There is a time for bean dip, and there is a time for hard confront. One wishes the social gears to engage smoothly, but not at the price of becoming lubricant.
Heh. I wonder if he’s related to the manager of our local (as I call it) “Wrong Aid”.
We call him “John the Jerk”. He huffs at you if you bring in any coupons, gives snide comments to cashiers in front of customers, and storms around for no reason, casting a suspicious eye on everyone he sees. He posts unnecessary, huge notes on clearance signs (eg., 50% off lawn furniture might include a large annotation hand-written in sharpie that says “NOT INCLUDING UMBRELLAS!!!!”). I avoid the place if at all possible, even though it’s the closest drug store to my house, and instead drive across town to RITE Aid because the managers and cashiers there are way nicer.

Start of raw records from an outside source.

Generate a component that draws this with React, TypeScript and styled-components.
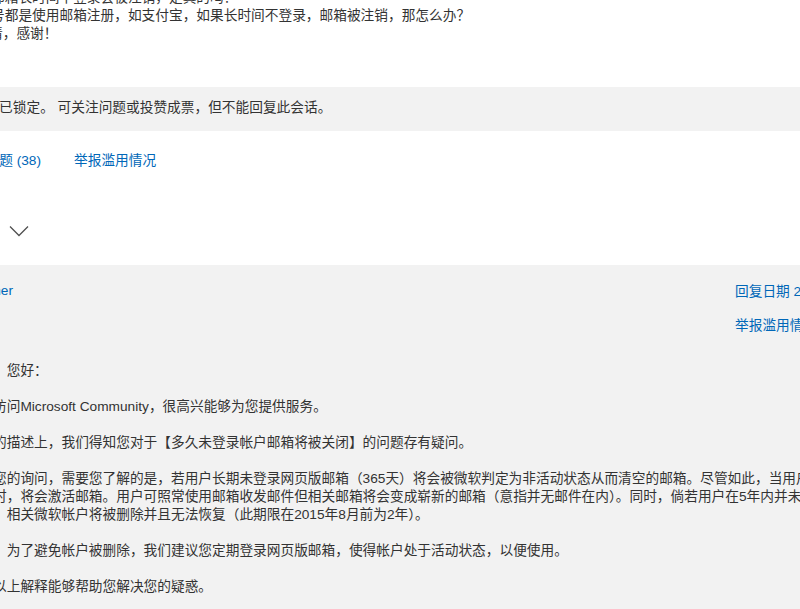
import styled, { createGlobalStyle } from "styled-components"

const GlobalStyle = createGlobalStyle`
    html, body {
        margin: 0;
        padding: 0;
        overflow: hidden;
        background-color: #ffffff;
    }
    body {
        font-family: "Liberation Sans", "Noto Sans CJK SC", sans-serif;
        font-size: 13.7px;
        line-height: 18px;
        color: #333333;
    }
`

const replyParagraphs: string[][] = [
    ["，您好："],
    ["访问Microsoft Community，很高兴能够为您提供服务。"],
    ["的描述上，我们得知您对于【多久未登录帐户邮箱将被关闭】的问题存有疑问。"],
    [
        "您的询问，需要您了解的是，若用户长期未登录网页版邮箱（365天）将会被微软判定为非活动状态从而清空的邮箱。尽管如此，当用户再次登录",
        "时，将会激活邮箱。用户可照常使用邮箱收发邮件但相关邮箱将会变成崭新的邮箱（意指并无邮件在内）。同时，倘若用户在5年内并未登录",
        "，相关微软帐户将被删除并且无法恢复（此期限在2015年8月前为2年）。",
    ],
    ["，为了避免帐户被删除，我们建议您定期登录网页版邮箱，使得帐户处于活动状态，以便使用。"],
    ["以上解释能够帮助您解决您的疑惑。"],
]

export default function App() {
    return (
        <>
            <GlobalStyle />
            <StyledPage>
                <StyledQuestion>
                    <StyledLine $shift={-9}>邮箱长时间不登录会被注销，是真的吗？</StyledLine>
                    <StyledLine $shift={-9}>号都是使用邮箱注册，如支付宝，如果长时间不登录，邮箱被注销，那怎么办？</StyledLine>
                    <StyledLine $shift={-11}>请，感谢！</StyledLine>
                </StyledQuestion>

                <StyledLockNotice>
                    <StyledLine $shift={-42}>此会话已锁定。 可关注问题或投赞成票，但不能回复此会话。</StyledLine>
                </StyledLockNotice>

                <StyledActionRow>
                    <StyledClippedLink href="#">我有相同问题 (38)</StyledClippedLink>
                    <StyledLink href="#">举报滥用情况</StyledLink>
                </StyledActionRow>

                <StyledExpandButton aria-label="展开">
                    <svg width="20" height="12" viewBox="0 0 20 12" fill="none">
                        <path d="M1 1.5 L10 10.5 L19 1.5" stroke="#505050" strokeWidth="1.3" />
                    </svg>
                </StyledExpandButton>

                <StyledReply>
                    <StyledReplyHeader>
                        <div>
                            <StyledAuthor href="#">Lucas Tanner</StyledAuthor>
                        </div>
                        <StyledMeta>
                            <StyledLink href="#">回复日期 2015年9月2日</StyledLink>
                            <StyledLink href="#">举报滥用情况</StyledLink>
                        </StyledMeta>
                    </StyledReplyHeader>

                    <StyledReplyBody>
                        {replyParagraphs.map((lines, i) => (
                            <StyledParagraph key={i}>
                                {lines.map((line, j) => (
                                    <StyledLine key={j}>{line}</StyledLine>
                                ))}
                            </StyledParagraph>
                        ))}
                    </StyledReplyBody>
                </StyledReply>
            </StyledPage>
        </>
    )
}

const StyledPage = styled.div`
    min-height: 100vh;
    display: flex;
    flex-direction: column;
`

const StyledLine = styled.div<{ $shift?: number }>`
    white-space: nowrap;
    margin-left: ${(p) => p.$shift ?? 0}px;
`

const StyledQuestion = styled.div`
    margin: -11px 0 44px;
`

const StyledLockNotice = styled.div`
    background-color: #f2f2f2;
    padding: 12px 0 14px;
`

const StyledLink = styled.a`
    color: #0067b8;
    text-decoration: none;
    white-space: nowrap;
`

const StyledActionRow = styled.div`
    display: flex;
    align-items: center;
    gap: 33px;
    padding-top: 21px;
`

const StyledClippedLink = styled(StyledLink)`
    width: 120px;
    margin-left: -79px;
    text-align: right;
`

const StyledExpandButton = styled.button`
    display: flex;
    width: 20px;
    height: 12px;
    margin: 55px 0 28px 9px;
    padding: 0;
    border: 0;
    background: none;
    cursor: pointer;
`

const StyledReply = styled.section`
    flex: 1;
    background-color: #f2f2f2;
    padding-top: 17px;
`

const StyledReplyHeader = styled.div`
    display: grid;
    grid-template-columns: 735px 1fr;
`

const StyledAuthor = styled(StyledLink)`
    display: block;
    width: 120px;
    margin-left: -107px;
    text-align: right;
`

const StyledMeta = styled.div`
    display: flex;
    flex-direction: column;
    gap: 16px;
    padding-top: 1px;
`

const StyledReplyBody = styled.div`
    margin: 27px 0 0 -7px;
`

const StyledParagraph = styled.div`
    margin-bottom: 18px;
`
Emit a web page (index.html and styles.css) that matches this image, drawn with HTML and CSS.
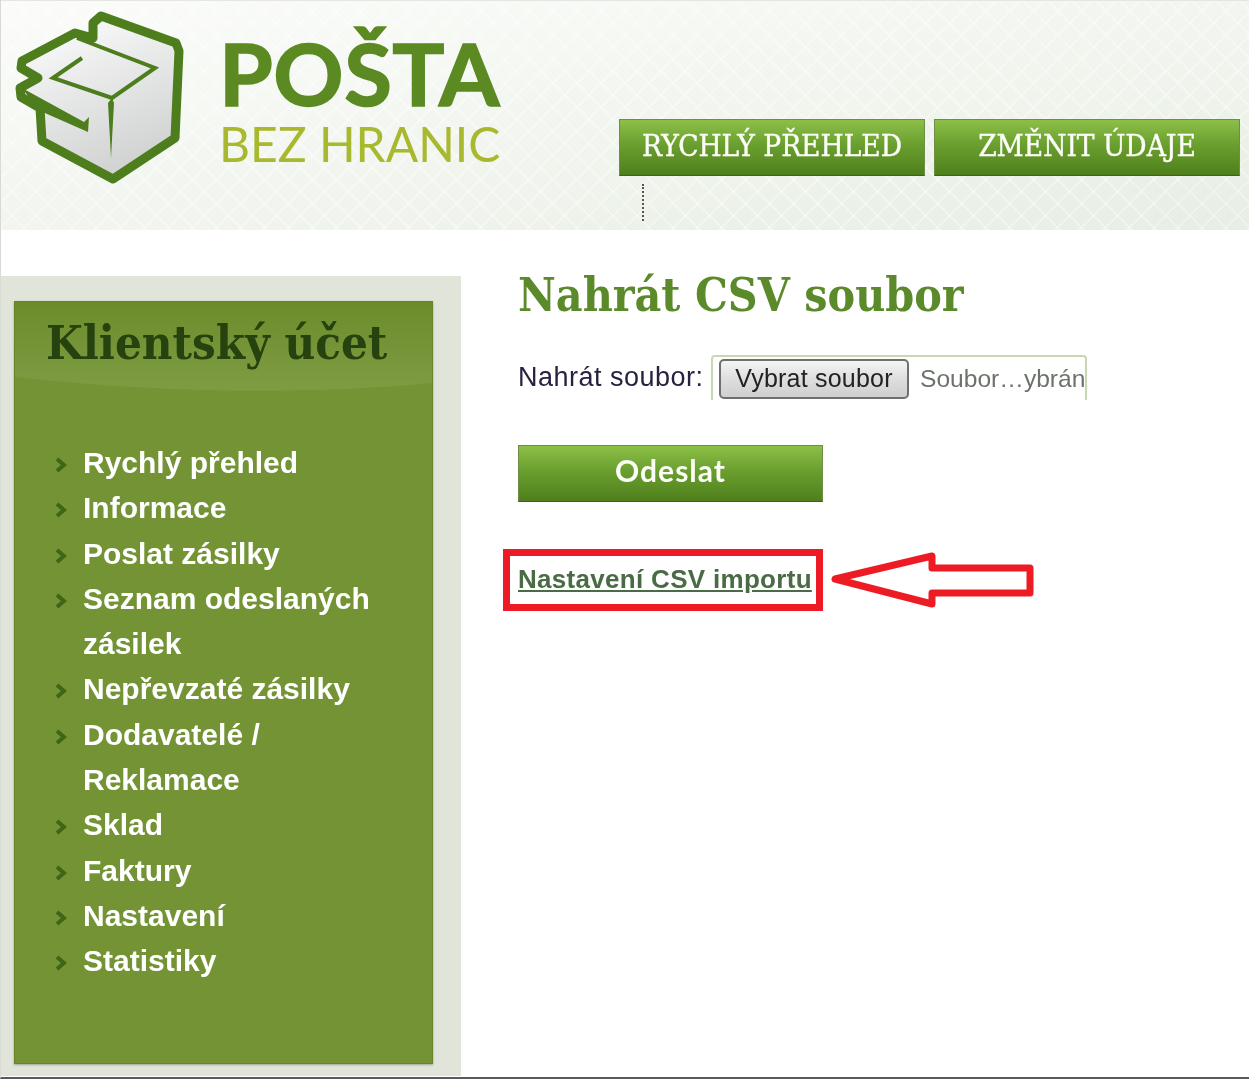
FILE: index.html
```html
<!DOCTYPE html>
<html lang="cs">
<head>
    <meta charset="UTF-8">
    <meta name="viewport" content="width=device-width, initial-scale=1.0">
    <title>Pošta bez hranic</title>
    <link rel="stylesheet" href="styles.css">
</head>
<body>
    <header class="site-header">
        <svg class="logo-box" width="200" height="200" viewBox="0 0 200 200">
            <defs>
                <linearGradient id="boxFill" x1="0" y1="0" x2="0.4" y2="1">
                    <stop offset="0" stop-color="#ffffff"/>
                    <stop offset="1" stop-color="#d2d3d3"/>
                </linearGradient>
            </defs>
            <path d="M93 38 L93 23 L101 16 L176 43 L179 51 L175 138 L113 179 L42 141 L40 108 L21 97 L20 88 L38 78 L21 68 L22 61 L75 33 Z" fill="url(#boxFill)" stroke="#4d7d1c" stroke-width="9" stroke-linejoin="round"/>
            <path d="M77 38 L155 68 L112 98 L53 78 L82 58" fill="none" stroke="#4d7d1c" stroke-width="4"/>
            <path d="M112 98 L114 103 L111 158 L108 103 Z" fill="#4d7d1c"/>
            <path d="M22 88 L84 122 L89 117 L88 132 L38 110 Z" fill="#4d7d1c"/>
        </svg>
        <div class="logo-text">
            <div class="logo-name">POŠTA</div>
            <div class="logo-sub">BEZ HRANIC</div>
        </div>
        <div class="top-nav">
            <div class="top-nav-buttons">
                <a class="green-btn nav-btn" href="#">RYCHLÝ PŘEHLED</a>
                <a class="green-btn nav-btn" href="#">ZMĚNIT ÚDAJE</a>
            </div>
            <div class="nav-dots"></div>
        </div>
    </header>

    <div class="page">
        <aside class="sidebar">
            <div class="account-panel">
                <svg class="panel-wave" width="417" height="92" viewBox="0 0 417 92" preserveAspectRatio="none">
                    <defs>
                        <linearGradient id="waveFill" x1="0" y1="0" x2="0" y2="1">
                            <stop offset="0" stop-color="#6c8c2c"/>
                            <stop offset="1" stop-color="#7f9c42"/>
                        </linearGradient>
                    </defs>
                    <path d="M0 0 H417 V81 C300 92 150 92 0 75 Z" fill="url(#waveFill)"/>
                </svg>
                <h2 class="panel-title">Klientský účet</h2>
                <ul class="side-menu">
                    <li><svg class="chev" width="12" height="16" viewBox="0 0 12 16"><path d="M2 2 L9 8 L2 14"/></svg><a href="#">Rychlý přehled</a></li>
                    <li><svg class="chev" width="12" height="16" viewBox="0 0 12 16"><path d="M2 2 L9 8 L2 14"/></svg><a href="#">Informace</a></li>
                    <li><svg class="chev" width="12" height="16" viewBox="0 0 12 16"><path d="M2 2 L9 8 L2 14"/></svg><a href="#">Poslat zásilky</a></li>
                    <li><svg class="chev" width="12" height="16" viewBox="0 0 12 16"><path d="M2 2 L9 8 L2 14"/></svg><a href="#">Seznam odeslaných zásilek</a></li>
                    <li><svg class="chev" width="12" height="16" viewBox="0 0 12 16"><path d="M2 2 L9 8 L2 14"/></svg><a href="#">Nepřevzaté zásilky</a></li>
                    <li><svg class="chev" width="12" height="16" viewBox="0 0 12 16"><path d="M2 2 L9 8 L2 14"/></svg><a href="#">Dodavatelé / Reklamace</a></li>
                    <li><svg class="chev" width="12" height="16" viewBox="0 0 12 16"><path d="M2 2 L9 8 L2 14"/></svg><a href="#">Sklad</a></li>
                    <li><svg class="chev" width="12" height="16" viewBox="0 0 12 16"><path d="M2 2 L9 8 L2 14"/></svg><a href="#">Faktury</a></li>
                    <li><svg class="chev" width="12" height="16" viewBox="0 0 12 16"><path d="M2 2 L9 8 L2 14"/></svg><a href="#">Nastavení</a></li>
                    <li><svg class="chev" width="12" height="16" viewBox="0 0 12 16"><path d="M2 2 L9 8 L2 14"/></svg><a href="#">Statistiky</a></li>
                </ul>
            </div>
        </aside>

        <main class="content">
            <h1>Nahrát CSV soubor</h1>
            <div class="upload-row">
                <label class="upload-label">Nahrát soubor:</label>
                <div class="file-field">
                    <button class="file-btn" type="button">Vybrat soubor</button>
                    <span class="file-name">Soubor…ybrán</span>
                </div>
            </div>
            <a class="green-btn send-btn" href="#">Odeslat</a>
            <div class="csv-row">
                <div class="red-frame"><a class="csv-link" href="#">Nastavení CSV importu</a></div>
                <svg class="red-arrow" width="204" height="58" viewBox="0 0 204 58">
                    <path d="M5 28 L102 5 L102 17 L200 17 L200 42 L102 42 L102 53 Z" fill="#fff" stroke="#ed1c24" stroke-width="7" stroke-linejoin="round"/>
                </svg>
            </div>
        </main>
    </div>
</body>
</html>
```

FILE: styles.css
```css
html, body {
    height: 100%;
}
body {
    margin: 0;
    height: 1079px;
    box-sizing: border-box;
    overflow: hidden;
    background: #fff;
    border-left: 1px solid #d8dbd4;
    border-bottom: 2px solid #5a5a5a;
    font-family: "Liberation Sans", Arial, sans-serif;
    color: #2a2140;
}
a {
    text-decoration: none;
}

/* the reference is a scaled up screenshot, so everything is a little soft */
.site-header,
.page {
    filter: blur(0.5px);
}

/* header */
.site-header {
    display: flex;
    height: 230px;
    box-sizing: border-box;
    background-color: #f3f6f0;
    background-image:
        repeating-linear-gradient(45deg, rgba(255, 255, 255, 0.35) 0 2px, transparent 2px 17px),
        repeating-linear-gradient(-45deg, rgba(255, 255, 255, 0.35) 0 2px, transparent 2px 17px),
        linear-gradient(170deg, #fbfcfa 0%, #f1f5ee 55%, #e8eee3 100%);
    border-top: 1px solid #e4e6e2;
}
.logo-box {
    flex: none;
    margin-top: -1px;
    margin-left: -1px;
}
.logo-text {
    flex: none;
    width: 400px;
    margin-left: 19px;
    padding-top: 27px;
}
.logo-name {
    font-family: Lato, sans-serif;
    font-weight: 700;
    font-size: 87px;
    line-height: 90px;
    letter-spacing: 0.5px;
    color: #5c8a22;
    -webkit-text-stroke: 1.5px #5c8a22;
}
.logo-sub {
    font-family: Lato, sans-serif;
    font-weight: 400;
    font-size: 48px;
    line-height: 48px;
    margin-top: 2px;
    color: #a9b92f;
}
.top-nav {
    padding-top: 118px;
}
.top-nav-buttons {
    display: flex;
    gap: 9px;
}
.green-btn {
    display: block;
    box-sizing: border-box;
    text-align: center;
    color: #fbfdf6;
    background: linear-gradient(#8dbf48, #6a9f2f 45%, #4f7f1c);
    border: 1px solid #6d8f45;
    border-bottom-color: #3f6316;
}
.nav-btn {
    width: 306px;
    height: 57px;
    line-height: 52px;
    font-family: "DejaVu Serif Condensed", "DejaVu Serif", serif;
    font-size: 29.5px;
    -webkit-text-stroke: 0.4px #fbfdf6;
}
.nav-dots {
    height: 37px;
    width: 0;
    margin-top: 8px;
    margin-left: 23px;
    border-left: 2px dotted #555;
}

/* two columns below the header */
.page {
    display: flex;
    height: 846px;
    padding-top: 46px;
    box-sizing: border-box;
}
.sidebar {
    flex: none;
    width: 460px;
    box-sizing: border-box;
    padding: 25px 28px 12px 13px;
    background: #e1e5d9;
}
.account-panel {
    position: relative;
    height: 100%;
    box-sizing: border-box;
    background: #749335;
    border: 1px solid #66852a;
    box-shadow: 0 1px 2px rgba(90, 100, 70, 0.5);
}
.panel-wave {
    position: absolute;
    top: 0;
    left: 0;
}
.panel-title {
    position: relative;
    margin: 0;
    padding: 14px 0 0 31px;
    font-family: "DejaVu Serif Condensed", "DejaVu Serif", serif;
    font-weight: 700;
    font-size: 47px;
    line-height: 54px;
    color: #26420e;
}
.side-menu {
    position: relative;
    list-style: none;
    margin: 0;
    padding: 70px 30px 0 40px;
}
.side-menu li {
    display: flex;
    line-height: 45.3px;
}
.side-menu a {
    color: #fff;
    font-family: "Liberation Sans", sans-serif;
    font-weight: 700;
    font-size: 30px;
}
.chev {
    flex: none;
    margin: 17px 16px 0 0;
}
.chev path {
    fill: none;
    stroke: #3f6616;
    stroke-width: 4;
}

/* main column */
.content {
    flex: 1;
    padding: 0 0 0 57px;
}
.content h1 {
    margin: -8px 0 0;
    font-family: "DejaVu Serif Condensed", "DejaVu Serif", serif;
    font-weight: 700;
    font-size: 46px;
    line-height: 54px;
    color: #5a8a2a;
}
.upload-row {
    display: flex;
    align-items: center;
    margin-top: 33px;
}
.upload-label {
    font-size: 27px;
    letter-spacing: 0.5px;
    width: 193px;
    flex: none;
}
.file-field {
    display: flex;
    align-items: center;
    gap: 11px;
    width: 376px;
    height: 45px;
    box-sizing: border-box;
    padding-left: 6px;
    overflow: hidden;
    white-space: nowrap;
    border: 2px solid #c9d8b4;
    border-bottom: 0;
    border-radius: 4px 4px 0 0;
}
.file-btn {
    flex: none;
    width: 190px;
    height: 40px;
    padding: 0;
    font-family: "Liberation Sans", sans-serif;
    font-size: 25px;
    letter-spacing: 0.2px;
    color: #222;
    background: linear-gradient(#f4f4f4, #dedede 50%, #cfcfcf);
    border: 2px solid #6f6f6f;
    border-radius: 5px;
}
.file-name {
    font-size: 24.6px;
    color: #6b736b;
}
.send-btn {
    width: 305px;
    height: 57px;
    margin-top: 45px;
    font-family: Lato, sans-serif;
    font-weight: 700;
    font-size: 30px;
    letter-spacing: 1px;
    line-height: 49px;
}
.csv-row {
    display: flex;
    align-items: center;
    gap: 7px;
    margin: 47px 0 0 -15px;
}
.red-frame {
    width: 320px;
    height: 62px;
    box-sizing: border-box;
    border: 7px solid #ed1c24;
    padding: 0 0 0 8px;
    line-height: 46px;
}
.csv-link {
    font-family: "Liberation Sans", sans-serif;
    font-weight: 700;
    font-size: 26px;
    letter-spacing: 0.3px;
    color: #4a6b45;
    text-decoration: underline;
    white-space: nowrap;
}
.red-arrow {
    flex: none;
}
```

I’ve actually had random conversations with other customers at the better location about how much nicer the people are at that store than the other.
Such a shame that a bad manager can ruin a good store!
I’ve seen several people post that the OP overreacted. I understand him checking her bag if she was acting suspicious, but … … He though she was stealing a box of wine? I’m not being sarcastic here, I’m honestly confused. Correct me if I’m wrong, but those things are like a foot tall, nearly as deep, and like 8 inches wide. Am I in the ballpark? Are there smaller sizes I’m not aware of and/or haven’t seen? Shouldn’t it have been blatantly apparent that she hadn’t (or at least if she had then it wasn’t in the bag)? Wouldn’t have been like trying to surreptitiously sneak out a gallon of milk?
With that detail in there (ignore this section if I’m wrong and there are box wines that are small enough to have conceivably been in the bag) it seems like the guy was just making a petty display of power. Classic Tiny-Fish-in-a-Shallow-Pond disorder. As I said before, I wouldn’t jump on an owner or manager for being on the cautious side, but I think the reason for checking the bag needs to be a little better than something that can be rejected though common sense.